** START Data segment **

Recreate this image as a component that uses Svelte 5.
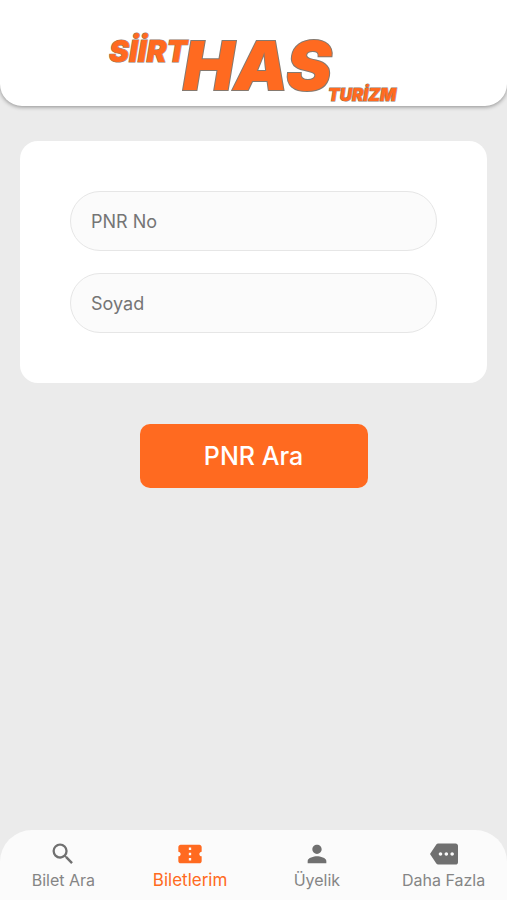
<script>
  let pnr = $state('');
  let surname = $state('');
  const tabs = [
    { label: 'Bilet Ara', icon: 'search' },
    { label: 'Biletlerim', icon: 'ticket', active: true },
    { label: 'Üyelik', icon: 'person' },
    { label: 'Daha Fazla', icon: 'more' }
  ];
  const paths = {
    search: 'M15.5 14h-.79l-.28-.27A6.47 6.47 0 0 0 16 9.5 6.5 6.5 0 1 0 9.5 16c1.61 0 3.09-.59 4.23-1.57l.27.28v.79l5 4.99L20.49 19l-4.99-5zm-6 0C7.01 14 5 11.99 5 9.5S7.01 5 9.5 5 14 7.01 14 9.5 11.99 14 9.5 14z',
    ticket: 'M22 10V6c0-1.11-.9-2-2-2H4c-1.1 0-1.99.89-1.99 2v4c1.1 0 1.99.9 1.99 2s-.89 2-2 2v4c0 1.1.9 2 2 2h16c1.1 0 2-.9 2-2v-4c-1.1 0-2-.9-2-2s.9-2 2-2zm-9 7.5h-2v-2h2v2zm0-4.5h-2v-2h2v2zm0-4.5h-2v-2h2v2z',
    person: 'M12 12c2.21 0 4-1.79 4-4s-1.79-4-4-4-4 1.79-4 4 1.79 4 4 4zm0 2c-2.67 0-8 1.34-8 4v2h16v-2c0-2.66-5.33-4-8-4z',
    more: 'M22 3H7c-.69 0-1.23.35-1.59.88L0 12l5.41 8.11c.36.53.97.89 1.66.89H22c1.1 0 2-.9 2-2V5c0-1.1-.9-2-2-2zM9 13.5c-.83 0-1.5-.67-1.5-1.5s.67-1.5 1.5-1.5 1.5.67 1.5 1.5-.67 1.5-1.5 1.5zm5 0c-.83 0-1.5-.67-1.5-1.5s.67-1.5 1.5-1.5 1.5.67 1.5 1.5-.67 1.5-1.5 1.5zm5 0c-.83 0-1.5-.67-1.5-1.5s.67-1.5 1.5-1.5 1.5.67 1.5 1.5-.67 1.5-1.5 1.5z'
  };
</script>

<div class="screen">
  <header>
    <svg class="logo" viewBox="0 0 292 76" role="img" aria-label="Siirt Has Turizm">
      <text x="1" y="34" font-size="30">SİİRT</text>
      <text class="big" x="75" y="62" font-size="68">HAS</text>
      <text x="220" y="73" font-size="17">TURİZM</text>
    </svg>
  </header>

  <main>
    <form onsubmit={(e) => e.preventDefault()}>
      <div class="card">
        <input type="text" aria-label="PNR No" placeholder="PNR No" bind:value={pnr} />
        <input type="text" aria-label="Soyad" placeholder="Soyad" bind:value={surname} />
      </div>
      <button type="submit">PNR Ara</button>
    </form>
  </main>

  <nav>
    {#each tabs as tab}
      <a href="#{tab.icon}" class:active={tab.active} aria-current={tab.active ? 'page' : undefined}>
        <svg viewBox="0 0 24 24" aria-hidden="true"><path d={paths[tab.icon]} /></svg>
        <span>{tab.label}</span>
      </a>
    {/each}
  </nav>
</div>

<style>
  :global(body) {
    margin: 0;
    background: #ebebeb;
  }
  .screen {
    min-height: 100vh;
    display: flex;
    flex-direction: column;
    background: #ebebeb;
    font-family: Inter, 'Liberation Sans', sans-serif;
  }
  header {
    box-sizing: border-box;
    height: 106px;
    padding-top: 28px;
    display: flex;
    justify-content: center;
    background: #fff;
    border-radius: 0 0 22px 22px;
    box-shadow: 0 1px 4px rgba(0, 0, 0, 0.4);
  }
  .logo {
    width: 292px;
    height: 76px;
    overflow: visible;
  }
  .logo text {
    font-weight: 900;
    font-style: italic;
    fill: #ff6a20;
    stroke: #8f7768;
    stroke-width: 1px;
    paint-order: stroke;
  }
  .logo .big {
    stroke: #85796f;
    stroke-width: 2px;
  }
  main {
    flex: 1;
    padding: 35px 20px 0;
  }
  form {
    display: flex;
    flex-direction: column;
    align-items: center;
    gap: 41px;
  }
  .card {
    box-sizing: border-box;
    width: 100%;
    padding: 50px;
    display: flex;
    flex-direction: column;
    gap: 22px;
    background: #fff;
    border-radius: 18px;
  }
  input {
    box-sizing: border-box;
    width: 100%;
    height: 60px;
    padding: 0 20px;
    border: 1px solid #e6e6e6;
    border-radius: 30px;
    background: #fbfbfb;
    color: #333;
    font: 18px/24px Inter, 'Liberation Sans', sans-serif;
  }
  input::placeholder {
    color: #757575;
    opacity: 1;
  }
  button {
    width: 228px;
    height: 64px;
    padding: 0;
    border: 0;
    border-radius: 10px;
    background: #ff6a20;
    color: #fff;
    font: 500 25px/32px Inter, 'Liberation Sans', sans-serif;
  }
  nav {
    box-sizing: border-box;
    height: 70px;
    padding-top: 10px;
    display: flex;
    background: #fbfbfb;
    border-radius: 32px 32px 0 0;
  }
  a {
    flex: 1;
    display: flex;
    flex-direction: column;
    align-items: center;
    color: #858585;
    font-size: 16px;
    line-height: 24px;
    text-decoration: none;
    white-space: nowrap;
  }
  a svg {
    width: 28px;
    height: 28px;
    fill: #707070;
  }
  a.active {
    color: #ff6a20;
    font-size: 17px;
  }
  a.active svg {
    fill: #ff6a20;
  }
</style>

** END Data segment **

#### [Exercise goal]
Write out every line above exactly as it is, leaving out the pictures.

#### [Response to the task]
Recreate this image as a component that uses Svelte 5.
<script>
  let pnr = $state('');
  let surname = $state('');
  const tabs = [
    { label: 'Bilet Ara', icon: 'search' },
    { label: 'Biletlerim', icon: 'ticket', active: true },
    { label: 'Üyelik', icon: 'person' },
    { label: 'Daha Fazla', icon: 'more' }
  ];
  const paths = {
    search: 'M15.5 14h-.79l-.28-.27A6.47 6.47 0 0 0 16 9.5 6.5 6.5 0 1 0 9.5 16c1.61 0 3.09-.59 4.23-1.57l.27.28v.79l5 4.99L20.49 19l-4.99-5zm-6 0C7.01 14 5 11.99 5 9.5S7.01 5 9.5 5 14 7.01 14 9.5 11.99 14 9.5 14z',
    ticket: 'M22 10V6c0-1.11-.9-2-2-2H4c-1.1 0-1.99.89-1.99 2v4c1.1 0 1.99.9 1.99 2s-.89 2-2 2v4c0 1.1.9 2 2 2h16c1.1 0 2-.9 2-2v-4c-1.1 0-2-.9-2-2s.9-2 2-2zm-9 7.5h-2v-2h2v2zm0-4.5h-2v-2h2v2zm0-4.5h-2v-2h2v2z',
    person: 'M12 12c2.21 0 4-1.79 4-4s-1.79-4-4-4-4 1.79-4 4 1.79 4 4 4zm0 2c-2.67 0-8 1.34-8 4v2h16v-2c0-2.66-5.33-4-8-4z',
    more: 'M22 3H7c-.69 0-1.23.35-1.59.88L0 12l5.41 8.11c.36.53.97.89 1.66.89H22c1.1 0 2-.9 2-2V5c0-1.1-.9-2-2-2zM9 13.5c-.83 0-1.5-.67-1.5-1.5s.67-1.5 1.5-1.5 1.5.67 1.5 1.5-.67 1.5-1.5 1.5zm5 0c-.83 0-1.5-.67-1.5-1.5s.67-1.5 1.5-1.5 1.5.67 1.5 1.5-.67 1.5-1.5 1.5zm5 0c-.83 0-1.5-.67-1.5-1.5s.67-1.5 1.5-1.5 1.5.67 1.5 1.5-.67 1.5-1.5 1.5z'
  };
</script>

<div class="screen">
  <header>
    <svg class="logo" viewBox="0 0 292 76" role="img" aria-label="Siirt Has Turizm">
      <text x="1" y="34" font-size="30">SİİRT</text>
      <text class="big" x="75" y="62" font-size="68">HAS</text>
      <text x="220" y="73" font-size="17">TURİZM</text>
    </svg>
  </header>

  <main>
    <form onsubmit={(e) => e.preventDefault()}>
      <div class="card">
        <input type="text" aria-label="PNR No" placeholder="PNR No" bind:value={pnr} />
        <input type="text" aria-label="Soyad" placeholder="Soyad" bind:value={surname} />
      </div>
      <button type="submit">PNR Ara</button>
    </form>
  </main>

  <nav>
    {#each tabs as tab}
      <a href="#{tab.icon}" class:active={tab.active} aria-current={tab.active ? 'page' : undefined}>
        <svg viewBox="0 0 24 24" aria-hidden="true"><path d={paths[tab.icon]} /></svg>
        <span>{tab.label}</span>
      </a>
    {/each}
  </nav>
</div>

<style>
  :global(body) {
    margin: 0;
    background: #ebebeb;
  }
  .screen {
    min-height: 100vh;
    display: flex;
    flex-direction: column;
    background: #ebebeb;
    font-family: Inter, 'Liberation Sans', sans-serif;
  }
  header {
    box-sizing: border-box;
    height: 106px;
    padding-top: 28px;
    display: flex;
    justify-content: center;
    background: #fff;
    border-radius: 0 0 22px 22px;
    box-shadow: 0 1px 4px rgba(0, 0, 0, 0.4);
  }
  .logo {
    width: 292px;
    height: 76px;
    overflow: visible;
  }
  .logo text {
    font-weight: 900;
    font-style: italic;
    fill: #ff6a20;
    stroke: #8f7768;
    stroke-width: 1px;
    paint-order: stroke;
  }
  .logo .big {
    stroke: #85796f;
    stroke-width: 2px;
  }
  main {
    flex: 1;
    padding: 35px 20px 0;
  }
  form {
    display: flex;
    flex-direction: column;
    align-items: center;
    gap: 41px;
  }
  .card {
    box-sizing: border-box;
    width: 100%;
    padding: 50px;
    display: flex;
    flex-direction: column;
    gap: 22px;
    background: #fff;
    border-radius: 18px;
  }
  input {
    box-sizing: border-box;
    width: 100%;
    height: 60px;
    padding: 0 20px;
    border: 1px solid #e6e6e6;
    border-radius: 30px;
    background: #fbfbfb;
    color: #333;
    font: 18px/24px Inter, 'Liberation Sans', sans-serif;
  }
  input::placeholder {
    color: #757575;
    opacity: 1;
  }
  button {
    width: 228px;
    height: 64px;
    padding: 0;
    border: 0;
    border-radius: 10px;
    background: #ff6a20;
    color: #fff;
    font: 500 25px/32px Inter, 'Liberation Sans', sans-serif;
  }
  nav {
    box-sizing: border-box;
    height: 70px;
    padding-top: 10px;
    display: flex;
    background: #fbfbfb;
    border-radius: 32px 32px 0 0;
  }
  a {
    flex: 1;
    display: flex;
    flex-direction: column;
    align-items: center;
    color: #858585;
    font-size: 16px;
    line-height: 24px;
    text-decoration: none;
    white-space: nowrap;
  }
  a svg {
    width: 28px;
    height: 28px;
    fill: #707070;
  }
  a.active {
    color: #ff6a20;
    font-size: 17px;
  }
  a.active svg {
    fill: #ff6a20;
  }
</style>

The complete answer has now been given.